Suppose there are two random variables \(x\) and \(s\), and let \(\hat{x}=E[x\|s]\). Let \(x\) be mean-zero, and let’s assume repulsion from the prior everywhere, i.e. for all \(x\):

\[ E[\hat{x}|x]|>|x| \]

From this repulsion assumption I think it’s clear that there’s more variance in \(E[\hat{x}\|x]\) than in \(x\):

\[Var[E[\hat{x}|x]]>Var[x]\]

Now let’s apply the law of total variance:

\[ \begin{aligned} Var[A]=& E[Var[A|B]]+Var[E[A|B]] \\\\ Var[\hat{x}]=& E[Var[\hat{x}|x]]+Var[E[\hat{x}|x]] \end{aligned} \]

Thus implying that:

\[Var[\hat{x}]\equiv Var[E[x|s]]>Var[x]\]

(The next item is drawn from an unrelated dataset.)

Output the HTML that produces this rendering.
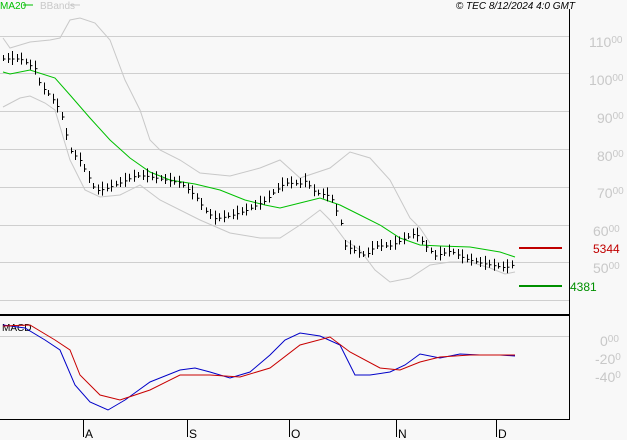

Applying the law of total variance again we get:

\[\begin{aligned} Var[x]=& E[Var[x|s]]+Var[E[x|s]] \\\\ >& Var[x] \end{aligned}\]

A contradiction.

No consistent upward/downward bias

The law of iterated expectations states that, for any \(A\) and \(B\):

\[E[E[A|B]]=E[A]\]

This implies that there cannot be a consistent upward or downward bias, i.e. it cannot be true that:

\[E[\hat{x}|x]>x, \forall x\]

References

  • Schwartz, Hsu & Dayan (2007, Nature Review Neuro) “Space and Time in Visual Context”
  • Wei & Stocker (2015, Nature Neuroscience) “A Bayesian observer model constrained by efficient coding can explain ‘anti-Bayesian’ percepts”